>>

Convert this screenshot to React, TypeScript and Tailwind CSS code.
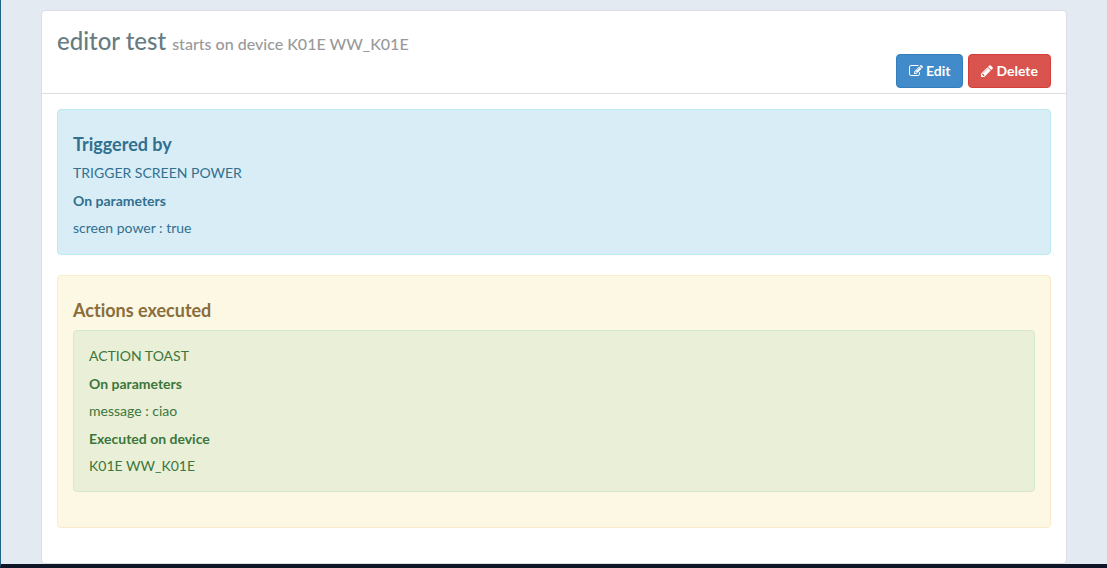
import type { ReactNode } from 'react';

function EditIcon() {
  return (
    <svg viewBox="0 0 1792 1792" className="size-3.5 fill-current" aria-hidden="true">
      <path d="M888 1184l116-116-152-152-116 116v56h96v96h56zm440-720q-16-16-33 1l-350 350q-17 17-1 33t33-1l350-350q17-17 1-33zm80 594v190q0 119-84.5 203.5t-203.5 84.5h-832q-119 0-203.5-84.5t-84.5-203.5v-832q0-119 84.5-203.5t203.5-84.5h832q63 0 117 25 15 7 18 23 3 17-9 29l-49 49q-14 14-32 8-23-6-45-6h-832q-66 0-113 47t-47 113v832q0 66 47 113t113 47h832q66 0 113-47t47-113v-126q0-13 9-22l64-64q15-15 35-7t20 29zm-96-738l288 288-672 672h-288v-288zm444 132l-92 92-288-288 92-92q28-28 68-28t68 28l152 152q28 28 28 68t-28 68z" />
    </svg>
  );
}

function PencilIcon() {
  return (
    <svg viewBox="128 0 1536 1792" className="h-3.5 w-3 fill-current" aria-hidden="true">
      <path d="M491 1536l91-91-235-235-91 91v107h128v128h107zm523-928q0-22-22-22-10 0-17 7l-542 542q-7 7-7 17 0 22 22 22 10 0 17-7l542-542q7-7 7-17zm-54-192l416 416-832 832h-416v-416zm683 96q0 53-37 90l-166 166-416-416 166-165q36-38 90-38 53 0 91 38l235 234q37 39 37 91z" />
    </svg>
  );
}

function Detail({ children }: { children: ReactNode }) {
  return <p className="mt-[7px] text-sm leading-5">{children}</p>;
}

function Label({ children }: { children: ReactNode }) {
  return <h3 className="mt-2 text-sm leading-5 font-bold">{children}</h3>;
}

export default function App() {
  return (
    <div className="flex min-h-screen flex-col border-b-4 border-l border-b-[#0e1628] border-l-[#1f6388] bg-[#e4eaf2] px-10 pt-2.5 font-['Lato','Liberation_Sans',sans-serif] [font-variant-ligatures:no-common-ligatures]">
      <main className="grow rounded border border-[#dcdde0] bg-white">
        <header className="border-b border-[#dddddd] px-[15px] pt-5 pb-[5px]">
          <h1 className="text-2xl leading-5 font-medium text-[#667c82]">
            editor test <small className="text-base leading-5 text-[#999999]">starts on device K01E WW_K01E</small>
          </h1>
          <div className="flex justify-end gap-[5px]">
            <button type="button" className="flex h-[34px] items-center gap-[3px] rounded border border-[#357ebd] bg-[#428bca] px-3 text-sm font-bold text-white">
              <EditIcon />
              Edit
            </button>
            <button type="button" className="flex h-[34px] items-center gap-[3px] rounded border border-[#d43f3a] bg-[#d9534f] px-3 text-sm font-bold text-white">
              <PencilIcon />
              Delete
            </button>
          </div>
        </header>
        <div className="flex flex-col gap-5 p-[15px] pb-[35px]">
          <section className="rounded border border-[#bce8f1] bg-[#d9edf7] px-[15px] pt-[22px] pb-4 text-[#31708f]">
            <h2 className="text-lg leading-6 font-bold">Triggered by</h2>
            <Detail>TRIGGER SCREEN POWER</Detail>
            <Label>On parameters</Label>
            <Detail>screen power : true</Detail>
          </section>
          <section className="rounded border border-[#faebcc] bg-[#fcf8e3] px-[15px] pt-[22px] pb-[35px] text-[#8a6d3b]">
            <h2 className="text-lg leading-6 font-bold">Actions executed</h2>
            <div className="mt-2 rounded border border-[#d6e9c6] bg-[#eaefd7] px-[15px] pt-2 pb-[15px] text-[#3c763d]">
              <Detail>ACTION TOAST</Detail>
              <Label>On parameters</Label>
              <Detail>message : ciao</Detail>
              <Label>Executed on device</Label>
              <Detail>K01E WW_K01E</Detail>
            </div>
          </section>
        </div>
      </main>
    </div>
  );
}
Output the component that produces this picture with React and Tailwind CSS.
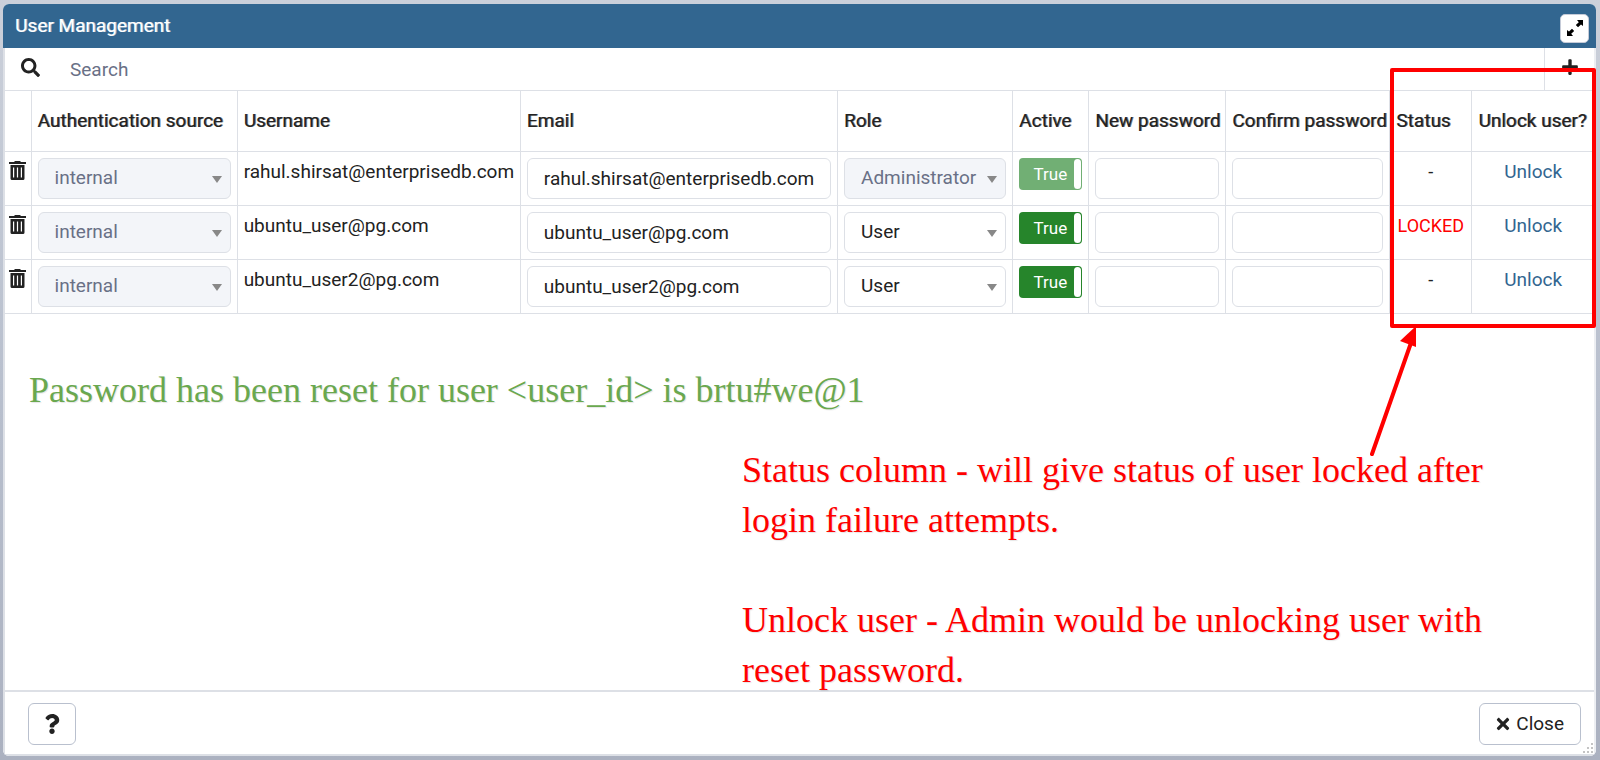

<<

» EXERCISE DESCRIPTION
Print all entries exactly. The images do not belong in the copy.

» RESPONSE
Convert this screenshot to React, TypeScript and Tailwind CSS code.
import type { ReactNode } from 'react';

function EditIcon() {
  return (
    <svg viewBox="0 0 1792 1792" className="size-3.5 fill-current" aria-hidden="true">
      <path d="M888 1184l116-116-152-152-116 116v56h96v96h56zm440-720q-16-16-33 1l-350 350q-17 17-1 33t33-1l350-350q17-17 1-33zm80 594v190q0 119-84.5 203.5t-203.5 84.5h-832q-119 0-203.5-84.5t-84.5-203.5v-832q0-119 84.5-203.5t203.5-84.5h832q63 0 117 25 15 7 18 23 3 17-9 29l-49 49q-14 14-32 8-23-6-45-6h-832q-66 0-113 47t-47 113v832q0 66 47 113t113 47h832q66 0 113-47t47-113v-126q0-13 9-22l64-64q15-15 35-7t20 29zm-96-738l288 288-672 672h-288v-288zm444 132l-92 92-288-288 92-92q28-28 68-28t68 28l152 152q28 28 28 68t-28 68z" />
    </svg>
  );
}

function PencilIcon() {
  return (
    <svg viewBox="128 0 1536 1792" className="h-3.5 w-3 fill-current" aria-hidden="true">
      <path d="M491 1536l91-91-235-235-91 91v107h128v128h107zm523-928q0-22-22-22-10 0-17 7l-542 542q-7 7-7 17 0 22 22 22 10 0 17-7l542-542q7-7 7-17zm-54-192l416 416-832 832h-416v-416zm683 96q0 53-37 90l-166 166-416-416 166-165q36-38 90-38 53 0 91 38l235 234q37 39 37 91z" />
    </svg>
  );
}

function Detail({ children }: { children: ReactNode }) {
  return <p className="mt-[7px] text-sm leading-5">{children}</p>;
}

function Label({ children }: { children: ReactNode }) {
  return <h3 className="mt-2 text-sm leading-5 font-bold">{children}</h3>;
}

export default function App() {
  return (
    <div className="flex min-h-screen flex-col border-b-4 border-l border-b-[#0e1628] border-l-[#1f6388] bg-[#e4eaf2] px-10 pt-2.5 font-['Lato','Liberation_Sans',sans-serif] [font-variant-ligatures:no-common-ligatures]">
      <main className="grow rounded border border-[#dcdde0] bg-white">
        <header className="border-b border-[#dddddd] px-[15px] pt-5 pb-[5px]">
          <h1 className="text-2xl leading-5 font-medium text-[#667c82]">
            editor test <small className="text-base leading-5 text-[#999999]">starts on device K01E WW_K01E</small>
          </h1>
          <div className="flex justify-end gap-[5px]">
            <button type="button" className="flex h-[34px] items-center gap-[3px] rounded border border-[#357ebd] bg-[#428bca] px-3 text-sm font-bold text-white">
              <EditIcon />
              Edit
            </button>
            <button type="button" className="flex h-[34px] items-center gap-[3px] rounded border border-[#d43f3a] bg-[#d9534f] px-3 text-sm font-bold text-white">
              <PencilIcon />
              Delete
            </button>
          </div>
        </header>
        <div className="flex flex-col gap-5 p-[15px] pb-[35px]">
          <section className="rounded border border-[#bce8f1] bg-[#d9edf7] px-[15px] pt-[22px] pb-4 text-[#31708f]">
            <h2 className="text-lg leading-6 font-bold">Triggered by</h2>
            <Detail>TRIGGER SCREEN POWER</Detail>
            <Label>On parameters</Label>
            <Detail>screen power : true</Detail>
          </section>
          <section className="rounded border border-[#faebcc] bg-[#fcf8e3] px-[15px] pt-[22px] pb-[35px] text-[#8a6d3b]">
            <h2 className="text-lg leading-6 font-bold">Actions executed</h2>
            <div className="mt-2 rounded border border-[#d6e9c6] bg-[#eaefd7] px-[15px] pt-2 pb-[15px] text-[#3c763d]">
              <Detail>ACTION TOAST</Detail>
              <Label>On parameters</Label>
              <Detail>message : ciao</Detail>
              <Label>Executed on device</Label>
              <Detail>K01E WW_K01E</Detail>
            </div>
          </section>
        </div>
      </main>
    </div>
  );
}
Output the component that produces this picture with React and Tailwind CSS.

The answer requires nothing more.